His work has a timeless quality in its ideas, its conceptual concision,
and its apparent simplicity.
New technology can be a trap: novelty often runs the risk of becoming mere
seduction. If the ideas in the work are not substantial, no amount of computer
wizardry or technological niceties can rescue it from short-term sensationalism.
Campbell does astonish the viewer, and his work does invite questions about
how he achieves his effects, but it goes significantly beyond these short-term
impulses, offering the viewer entry to an intellectual and/or personal arena
of inquiry. They are also appreciated on other levels, including that of
playful interactive engagement and surprise. Campbell’s investigation of
memory offers a substantial context for rethinking and reexperiencing this
phenomenon so frequently addressed in contemporary art, yet rarely triggering
new insight. Because treatment of memory in art often seems sentimental, superficial,
or clichéd, how to break through the surface of this issue to a deeper
understanding has become one of Campbell’s concerns.
For this reason, his work is both sensitive to contemporary concerns, and
of exceptional value by its substance in addressing those concerns. Campbell
presents an extremely high level of elegance in his work. It is important
because it acknowledges the questions of cultural life that have an historic
trajectory. Campbell’s work presses the questions into the future without
cutting loose from history.
Campbell’s installations are rigorous and beautiful works of art. They explore
questions of cultural life along their full historic trajectory. They are
also exceptional presentations of concepts routed in theoretical physics,
allowing for insight into the attempts of new scientific thinking to explain
the forces of matter, space, and time. The pleasure that this work affords
is thus multifold: the play of discovery in the interactive elements, the
poetic insight into human issues such as memory, and - perhaps rarest of
all - the delight in a glimpsed understanding of how the forces of the physical
world work. Campbell’s works bring together art, science, and poetry.

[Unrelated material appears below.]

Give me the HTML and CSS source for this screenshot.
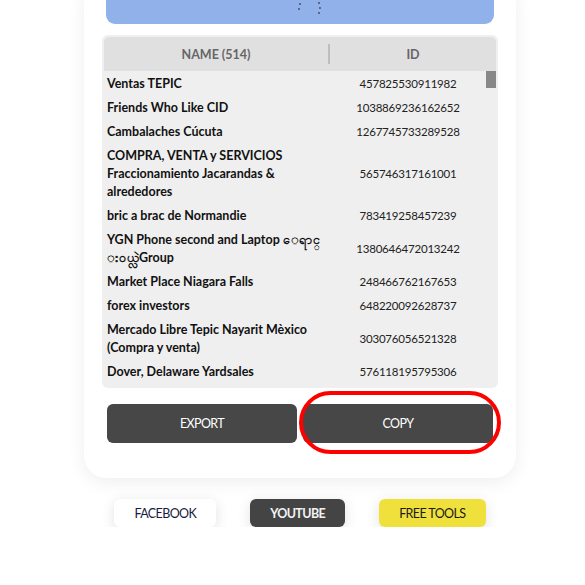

They also take what can be called the nihilist side of deconstruction, tossing
certainty and determinism are out the window and elevating the viewer to
another plane of thought. The loss of certainty can lead toward despair,
but the contemplation of indeterminacy equally can be exhilarating. As physicists
weave gravity and quantum mechanics into string theory, Campbell may be one
of our best interpreters of their thought, addressing the non-technical but
intelligent and curious person, for whom truth has often been conveyed through
art. Just as the classical, deterministic view of reality with its model
of the universe as projecting into the future in a reliable, unchanging way,
has now been replaced by a world in which particles exist in many places
at once, with their future locations calculable only in probabilities, Campbell
has traded the static image for a slippery reality in which space and time
and perception are all elusive. He has ingeniously created in the tangible
space and time of the gallery a condition only conceptualized by physics:
reality as we hypothesize rather than know it.
Marilyn A. Zeitlin is Director of the Arizona State University Art Museum.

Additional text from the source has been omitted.